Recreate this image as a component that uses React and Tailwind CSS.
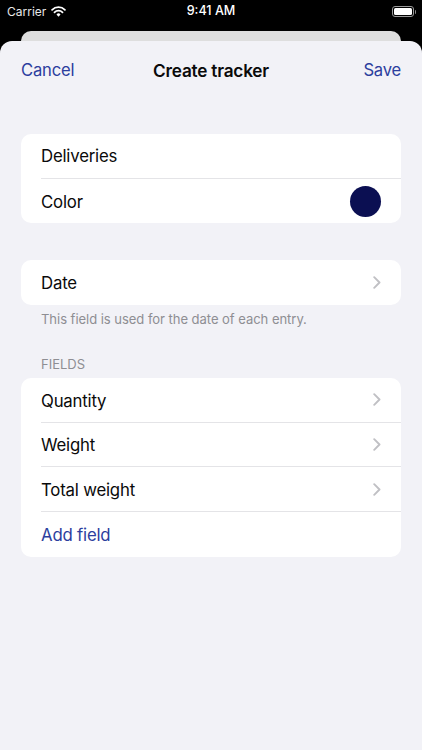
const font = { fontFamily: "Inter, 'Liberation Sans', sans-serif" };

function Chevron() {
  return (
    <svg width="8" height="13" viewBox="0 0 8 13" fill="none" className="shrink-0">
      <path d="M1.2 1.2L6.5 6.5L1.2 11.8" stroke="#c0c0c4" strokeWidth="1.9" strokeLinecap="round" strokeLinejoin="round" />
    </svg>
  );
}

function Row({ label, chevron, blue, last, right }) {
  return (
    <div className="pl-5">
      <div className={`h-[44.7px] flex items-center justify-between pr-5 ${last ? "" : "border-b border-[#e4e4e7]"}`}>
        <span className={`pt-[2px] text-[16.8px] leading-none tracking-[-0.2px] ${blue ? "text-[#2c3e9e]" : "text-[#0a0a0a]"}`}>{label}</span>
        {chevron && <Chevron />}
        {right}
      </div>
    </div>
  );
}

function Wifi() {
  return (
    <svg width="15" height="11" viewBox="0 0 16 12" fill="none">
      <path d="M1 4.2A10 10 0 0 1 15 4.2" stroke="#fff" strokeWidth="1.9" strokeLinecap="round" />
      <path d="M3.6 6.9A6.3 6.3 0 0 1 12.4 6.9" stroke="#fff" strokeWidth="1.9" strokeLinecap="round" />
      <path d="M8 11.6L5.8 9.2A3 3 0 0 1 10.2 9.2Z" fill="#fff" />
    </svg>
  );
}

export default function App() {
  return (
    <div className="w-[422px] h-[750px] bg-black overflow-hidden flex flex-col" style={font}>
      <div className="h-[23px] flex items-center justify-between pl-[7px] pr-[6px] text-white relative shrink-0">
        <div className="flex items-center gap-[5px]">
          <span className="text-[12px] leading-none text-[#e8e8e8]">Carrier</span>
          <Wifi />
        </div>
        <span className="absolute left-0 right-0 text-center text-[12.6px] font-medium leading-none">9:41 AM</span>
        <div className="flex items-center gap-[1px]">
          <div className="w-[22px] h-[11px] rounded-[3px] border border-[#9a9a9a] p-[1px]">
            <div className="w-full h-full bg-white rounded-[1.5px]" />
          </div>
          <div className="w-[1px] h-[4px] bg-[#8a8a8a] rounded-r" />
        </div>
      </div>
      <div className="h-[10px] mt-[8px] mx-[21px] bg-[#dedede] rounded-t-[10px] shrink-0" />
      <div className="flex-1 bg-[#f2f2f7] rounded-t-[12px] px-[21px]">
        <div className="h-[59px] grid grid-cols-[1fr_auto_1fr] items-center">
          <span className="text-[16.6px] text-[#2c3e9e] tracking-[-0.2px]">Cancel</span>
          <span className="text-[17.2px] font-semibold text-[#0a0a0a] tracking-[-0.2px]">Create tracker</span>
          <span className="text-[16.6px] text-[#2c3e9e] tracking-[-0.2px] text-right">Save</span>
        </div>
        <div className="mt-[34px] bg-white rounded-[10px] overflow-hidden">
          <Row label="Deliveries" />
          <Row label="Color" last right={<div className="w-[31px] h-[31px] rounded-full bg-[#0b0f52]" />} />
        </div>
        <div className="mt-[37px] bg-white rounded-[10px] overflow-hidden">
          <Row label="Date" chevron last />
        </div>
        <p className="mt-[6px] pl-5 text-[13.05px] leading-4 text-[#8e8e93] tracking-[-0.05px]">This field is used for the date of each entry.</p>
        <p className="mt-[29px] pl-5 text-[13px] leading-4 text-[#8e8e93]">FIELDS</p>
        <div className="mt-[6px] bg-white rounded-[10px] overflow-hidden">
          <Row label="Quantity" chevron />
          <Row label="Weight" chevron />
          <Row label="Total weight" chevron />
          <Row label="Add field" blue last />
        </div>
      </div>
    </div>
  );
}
☆ ☆ ☆ ☆ ☆
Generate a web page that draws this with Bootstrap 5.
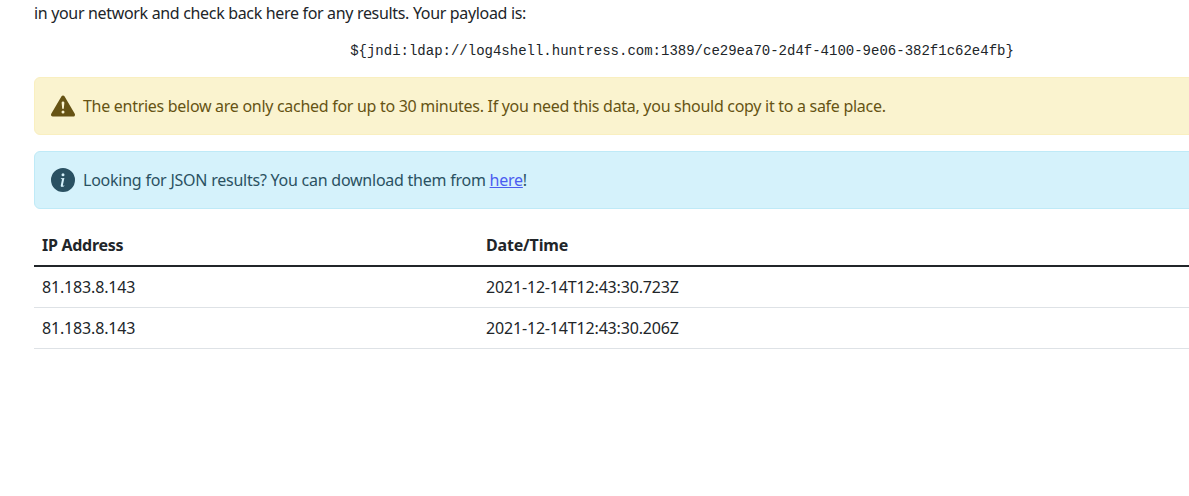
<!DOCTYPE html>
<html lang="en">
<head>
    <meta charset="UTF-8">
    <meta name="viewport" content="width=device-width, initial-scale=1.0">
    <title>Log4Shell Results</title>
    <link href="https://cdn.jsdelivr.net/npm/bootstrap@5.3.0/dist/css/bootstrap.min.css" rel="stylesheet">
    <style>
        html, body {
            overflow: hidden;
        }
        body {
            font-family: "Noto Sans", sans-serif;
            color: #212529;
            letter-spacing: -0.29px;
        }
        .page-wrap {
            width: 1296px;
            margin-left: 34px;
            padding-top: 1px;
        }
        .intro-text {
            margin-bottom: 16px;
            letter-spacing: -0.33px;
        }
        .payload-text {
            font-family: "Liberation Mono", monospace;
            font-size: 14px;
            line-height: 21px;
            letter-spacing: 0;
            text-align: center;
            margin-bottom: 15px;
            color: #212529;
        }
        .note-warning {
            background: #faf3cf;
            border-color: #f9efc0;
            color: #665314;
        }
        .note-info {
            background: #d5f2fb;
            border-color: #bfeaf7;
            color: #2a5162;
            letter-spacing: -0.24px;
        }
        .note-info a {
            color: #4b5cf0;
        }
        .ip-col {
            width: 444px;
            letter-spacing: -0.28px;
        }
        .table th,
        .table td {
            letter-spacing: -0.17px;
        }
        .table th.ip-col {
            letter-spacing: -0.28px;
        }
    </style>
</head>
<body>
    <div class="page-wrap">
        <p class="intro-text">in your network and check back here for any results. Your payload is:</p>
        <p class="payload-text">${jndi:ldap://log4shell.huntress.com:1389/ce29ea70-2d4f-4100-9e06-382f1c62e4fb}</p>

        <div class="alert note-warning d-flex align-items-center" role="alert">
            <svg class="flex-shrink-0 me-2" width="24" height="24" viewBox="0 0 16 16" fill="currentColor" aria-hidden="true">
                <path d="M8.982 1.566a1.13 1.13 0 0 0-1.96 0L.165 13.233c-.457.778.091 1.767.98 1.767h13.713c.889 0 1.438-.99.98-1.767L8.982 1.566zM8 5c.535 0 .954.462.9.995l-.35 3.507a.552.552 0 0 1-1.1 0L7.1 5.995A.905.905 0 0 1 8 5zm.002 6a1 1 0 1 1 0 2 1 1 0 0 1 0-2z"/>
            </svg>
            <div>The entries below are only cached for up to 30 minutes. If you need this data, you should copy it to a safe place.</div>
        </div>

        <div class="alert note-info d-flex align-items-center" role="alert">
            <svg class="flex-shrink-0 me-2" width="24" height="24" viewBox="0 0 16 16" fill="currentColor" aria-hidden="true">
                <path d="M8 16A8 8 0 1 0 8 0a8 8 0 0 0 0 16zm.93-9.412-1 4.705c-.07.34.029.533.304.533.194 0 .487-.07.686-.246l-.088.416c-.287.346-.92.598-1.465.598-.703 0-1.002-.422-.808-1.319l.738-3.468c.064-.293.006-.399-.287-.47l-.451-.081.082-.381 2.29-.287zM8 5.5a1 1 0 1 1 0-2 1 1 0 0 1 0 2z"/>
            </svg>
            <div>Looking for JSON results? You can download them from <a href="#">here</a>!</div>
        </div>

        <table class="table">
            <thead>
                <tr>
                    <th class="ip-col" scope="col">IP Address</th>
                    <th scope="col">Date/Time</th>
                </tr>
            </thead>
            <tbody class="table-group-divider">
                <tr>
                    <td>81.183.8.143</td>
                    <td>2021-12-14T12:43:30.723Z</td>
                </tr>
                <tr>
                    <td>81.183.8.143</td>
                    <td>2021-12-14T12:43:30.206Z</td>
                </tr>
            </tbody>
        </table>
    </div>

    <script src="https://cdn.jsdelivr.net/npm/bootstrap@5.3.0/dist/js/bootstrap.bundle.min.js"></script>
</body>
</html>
☆ ☆ ☆ ☆ ☆
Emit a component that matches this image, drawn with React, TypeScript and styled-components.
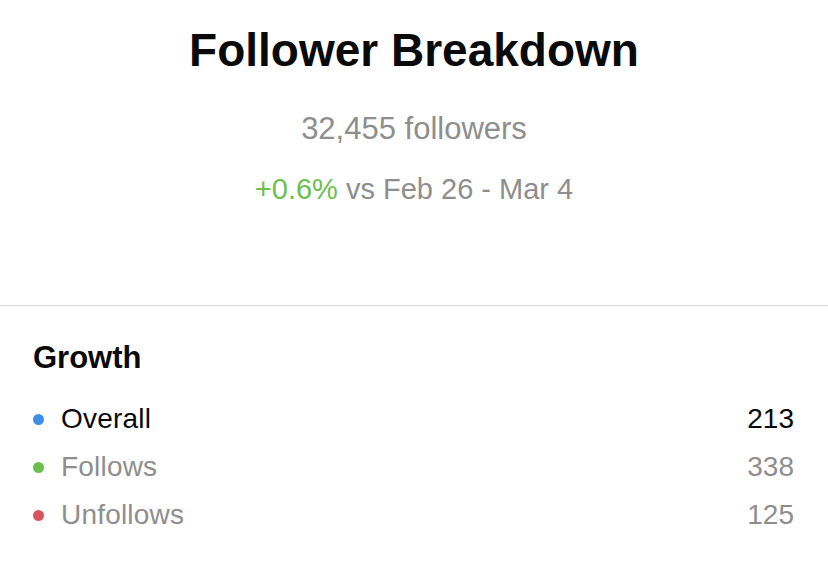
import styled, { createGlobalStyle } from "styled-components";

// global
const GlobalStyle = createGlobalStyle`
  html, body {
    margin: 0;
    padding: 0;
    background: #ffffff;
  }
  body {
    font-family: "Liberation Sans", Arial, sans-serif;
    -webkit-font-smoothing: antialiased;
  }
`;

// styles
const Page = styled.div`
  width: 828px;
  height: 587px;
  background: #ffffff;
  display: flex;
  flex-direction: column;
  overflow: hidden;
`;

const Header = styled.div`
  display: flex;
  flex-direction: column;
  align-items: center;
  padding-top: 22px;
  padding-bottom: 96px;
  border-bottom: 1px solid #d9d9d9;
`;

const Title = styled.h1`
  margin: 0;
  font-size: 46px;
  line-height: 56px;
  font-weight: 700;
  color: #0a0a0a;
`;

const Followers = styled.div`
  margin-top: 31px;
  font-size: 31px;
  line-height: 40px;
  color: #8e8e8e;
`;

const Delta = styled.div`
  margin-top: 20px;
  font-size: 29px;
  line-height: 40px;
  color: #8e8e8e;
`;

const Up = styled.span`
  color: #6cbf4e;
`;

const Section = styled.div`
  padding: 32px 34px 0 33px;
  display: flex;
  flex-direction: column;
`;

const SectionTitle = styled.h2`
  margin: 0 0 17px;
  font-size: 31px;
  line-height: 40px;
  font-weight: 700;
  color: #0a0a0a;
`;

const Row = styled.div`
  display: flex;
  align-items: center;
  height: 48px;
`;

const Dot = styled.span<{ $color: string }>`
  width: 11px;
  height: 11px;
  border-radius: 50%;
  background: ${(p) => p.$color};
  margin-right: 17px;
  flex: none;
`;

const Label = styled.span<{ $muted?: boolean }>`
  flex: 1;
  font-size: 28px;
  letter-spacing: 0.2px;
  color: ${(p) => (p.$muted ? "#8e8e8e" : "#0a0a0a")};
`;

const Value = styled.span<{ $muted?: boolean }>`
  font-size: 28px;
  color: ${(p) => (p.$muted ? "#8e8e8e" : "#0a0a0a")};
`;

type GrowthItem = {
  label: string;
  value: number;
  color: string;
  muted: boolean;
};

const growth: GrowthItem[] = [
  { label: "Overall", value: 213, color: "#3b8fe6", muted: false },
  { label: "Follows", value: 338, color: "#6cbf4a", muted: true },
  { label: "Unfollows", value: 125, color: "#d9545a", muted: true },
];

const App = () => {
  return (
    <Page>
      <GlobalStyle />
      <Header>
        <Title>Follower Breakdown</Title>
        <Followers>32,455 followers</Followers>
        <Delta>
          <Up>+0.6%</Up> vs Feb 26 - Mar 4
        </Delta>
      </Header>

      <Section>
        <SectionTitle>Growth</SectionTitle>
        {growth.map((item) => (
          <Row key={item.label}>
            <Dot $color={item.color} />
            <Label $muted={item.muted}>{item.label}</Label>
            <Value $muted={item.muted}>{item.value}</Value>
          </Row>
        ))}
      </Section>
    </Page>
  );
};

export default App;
☆ ☆ ☆ ☆ ☆
→ WHAT TO WORK ON
Gather each line of the records holding the string "that".

→ THE SOLUTION
Recreate this image as a component that uses React and Tailwind CSS.
Generate a web page that draws this with Bootstrap 5.
Emit a component that matches this image, drawn with React, TypeScript and styled-components.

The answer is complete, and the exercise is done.